Open Adoption is not co-parenting. Once the adoption is finalized, the adoptive parents are the legal parents. And remember it's because they were chosen by the birth parents - that's what they wanted, for these specific parents to be the child's parents. But just because you don't feel you are in a place to be able to raise a child yourself, does not mean you should have to forfeit all contact.
 
On the contrary, all the research on Open Adoption (as opposed to Closed Adoption) shows that it really is a healthier atmosphere for the child. In Open Adoption the child knows his/her birth parents, and their identity is more grounded – they know where they come from, they know they are loved. If they have questions about why they were adopted or if their mom was good at drawing too, there is a real live person to ask. And then for the rest of their life they will know them and have a relationship with them.
 
Another great thing is when you work with a reputable agency, they offer ongoing support and counseling to help all parties -- the birth parents, adoptive parents, and the child -- to help you work through the various aspects of your relationship over time.

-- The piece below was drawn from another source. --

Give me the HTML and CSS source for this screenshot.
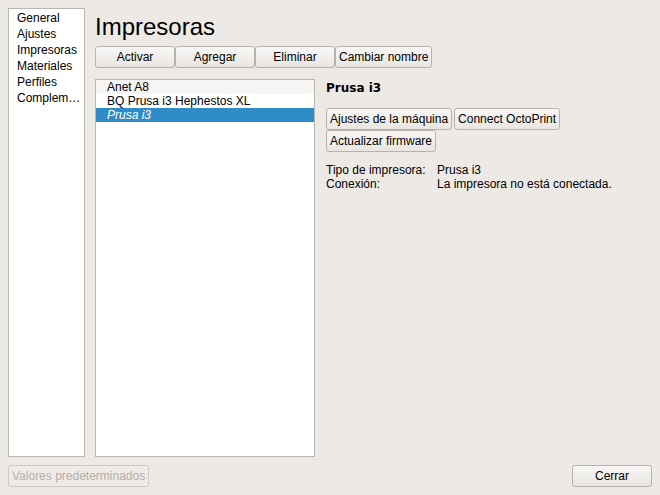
FILE: index.html
```html
<!DOCTYPE html>
<html lang="es">
<head>
<meta charset="utf-8">
<title>Impresoras</title>
<link rel="stylesheet" href="styles.css">
</head>
<body>
<div class="window">
  <div class="main">
    <ul class="nav">
      <li>General</li>
      <li>Ajustes</li>
      <li>Impresoras</li>
      <li>Materiales</li>
      <li>Perfiles</li>
      <li>Complem…</li>
    </ul>
    <div class="page">
      <h1 class="title">Impresoras</h1>
      <div class="toolbar">
        <button class="btn tb">Activar</button>
        <button class="btn tb">Agregar</button>
        <button class="btn tb">Eliminar</button>
        <button class="btn">Cambiar nombre</button>
      </div>
      <div class="content">
        <ul class="printers">
          <li class="alt">Anet A8</li>
          <li>BQ Prusa i3 Hephestos XL</li>
          <li class="sel">Prusa i3</li>
        </ul>
        <div class="details">
          <div class="name">Prusa i3</div>
          <div class="actions">
            <button class="btn">Ajustes de la máquina</button>
            <button class="btn">Connect OctoPrint</button>
            <button class="btn">Actualizar firmware</button>
          </div>
          <div class="info">
            <span>Tipo de impresora:</span><span>Prusa i3</span>
            <span>Conexión:</span><span>La impresora no está conectada.</span>
          </div>
        </div>
      </div>
    </div>
  </div>
  <div class="footer">
    <button class="btn disabled">Valores predeterminados</button>
    <button class="btn close">Cerrar</button>
  </div>
</div>
</body>
</html>
```
FILE: styles.css
```css
html, body {
  margin: 0;
  padding: 0;
  background: #edeae6;
}
body {
  font-family: "Liberation Sans", Arial, sans-serif;
  font-size: 12px;
  color: #000;
}
.window {
  width: 660px;
  height: 495px;
  box-sizing: border-box;
  padding: 8px 8px 8px 8px;
  display: flex;
  flex-direction: column;
}
.main {
  display: flex;
  gap: 10px;
  height: 449px;
}
.nav {
  list-style: none;
  margin: 0;
  padding: 1px 0 0 8px;
  width: 77px;
  box-sizing: border-box;
  height: 449px;
  background: #fff;
  border: 1px solid #b9b5b0;
}
.nav li {
  height: 16px;
  line-height: 16px;
  white-space: nowrap;
}
.page {
  flex: 1;
  display: flex;
  flex-direction: column;
}
.title {
  margin: 0;
  font-weight: normal;
  font-size: 24px;
  line-height: 38px;
  height: 38px;
}
.toolbar {
  display: flex;
}
.btn {
  font-family: "Liberation Sans", Arial, sans-serif;
  font-size: 12px;
  color: #000;
  height: 22px;
  padding: 0 3px;
  margin: 0;
  border: 1px solid #b6b2ad;
  border-radius: 3px;
  background: linear-gradient(#f8f7f6, #e9e6e2);
  line-height: 20px;
  white-space: nowrap;
}
.tb {
  width: 80px;
}
.content {
  display: flex;
  gap: 11px;
  margin-top: 11px;
  flex: 1;
}
.printers {
  list-style: none;
  margin: 0;
  padding: 0;
  width: 220px;
  box-sizing: border-box;
  background: #fff;
  border: 1px solid #b9b5b0;
}
.printers li {
  height: 14px;
  line-height: 14px;
  padding-left: 11px;
  white-space: nowrap;
}
.printers li.alt {
  background: #f6f5f4;
}
.printers li.sel {
  background: #308cc6;
  color: #fff;
  font-style: italic;
}
.details {
  flex: 1;
  padding-top: 1px;
}
.name {
  font-family: "DejaVu Sans", sans-serif;
  font-weight: bold;
  font-size: 12px;
  height: 16px;
  line-height: 16px;
}
.actions {
  display: flex;
  flex-wrap: wrap;
  column-gap: 2px;
  width: 240px;
  margin-top: 12px;
}
.info {
  margin-top: 11px;
  display: grid;
  grid-template-columns: 111px auto;
  line-height: 14px;
}
.footer {
  display: flex;
  justify-content: space-between;
  margin-top: 8px;
}
.btn.disabled {
  color: #b3afaa;
  border-color: #cdc9c4;
  background: #eeebe7;
}
.btn.close {
  width: 80px;
}
```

It's funny, think about all the relationships you have in your life right now and the natural ups/downs they go through -- it sure would be nice to have a lifetime counselor for those too :)
 
I'll admit, I am an idealist and probably a little naive, but I am honestly so excited about getting to meet our birth mom. I know God brings people into my life and vice versa for a reason, and this is no ordinary relationship. This is covenant bond to help create an atmosphere and environment where a child can thrive and grow to be the best they can be. I am honored and humbled just thinking about it.
 
If you would like to read more about Open Adoption here is a link to one of my favorite adoption resource websites Creating a Family.
 
I'll post again at the end of the week and let you know who we picked!!! Then the fun will really begin.